John: We were very open and honest about everything from the start. Actually, about eight months before I met her, I had broken up with my ex-girlfriend. It was a really difficult breakup, and I was determined to find a girlfriend to actually get married. I placed some ads myself to Fukuoka Now, I went to Fukuoka many times a week to parties and social activities. For eight months, I was desperate to find a girlfriend, but later changed my thinking — not just to find a girlfriend but to make friends, to enjoy this process, and use this process as kind of a personal growth. So it was a smooth, natural transition from dating to getting married. I felt there was something there — kind of like a connection. We're both interested in psychology, personal development, and spirituality.
In what language do you talk to each other?
John: At the beginning, it was almost all English.
Misako: Even now, I think we speak more English than Japanese.
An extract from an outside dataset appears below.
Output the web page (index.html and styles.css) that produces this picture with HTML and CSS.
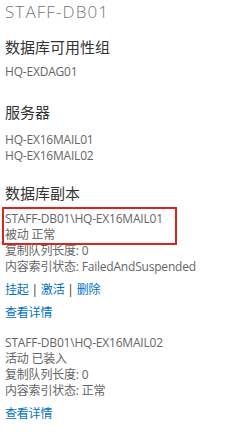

Now I'm doing it intentionally, as we're moving to the U.S., and I need to be able to speak good English.
Do you feel any cultural differences?
John: I've been in Japan 15 years, so I'm really accustomed to Japanese culture, and there are no real big surprises for me. But there was one thing that surprised me. When we went to Mister Donut, Misako ordered coffee and I just got water. She knew that I don't drink coffee, but she offered me her coffee anyway. She did that a few times in the past, too, so I thought that was strange. It was maybe a Japanese thing.
Misako: I had a sense of guilt that I was the only one drinking coffee, so I kept on asking him, "Do you want some?" One time, I was surprised by him, too. He doesn't seem to mind what others think of him and doesn't feel guilty like the Japanese.
John: For example, we took a two-week road trip from Fukuoka to Tokyo, and along the way we stopped by at several destinations to stay with Misako's friends and their family. Misako's mother said, "Don't do that. You can't do that." The impression I had was that (the mother seems to think) it's kind of rude to ask your friends that you want to stay with them. But my thinking was, "Misako's friends will be happy to see us and (for us to) spend time with them."
How and when did you decide to move to the United States? And what would you like to do in the future?
Misako: Two months after we started dating, we planned and wrote out what we will do the next year of our lives together.
John: At that time, we were just planning to travel together in the U.S., but then we changed it to, 'Let's quit our jobs and move to America.' We liked our jobs, but weren't 100 percent satisfied. We now have a common goal. Through our work, we realized that there's a lot of people in Japan who need help in different parts of their lives, and we want to help them. My guess is that all the common root causes of these life problems come down to the inability to simply love yourself unconditionally as you are. We want to come back to Japan a few years later with a goal of helping others.
Misako: When I get lost in life, John becomes like my counselor. He helps me realize that my worth is not in what I possess or how successful I am with my job, or how I look. He says I have value just the way I am.
John: This kind of thinking is the most important thing in my life. I can talk about that with her, and I'm so happy.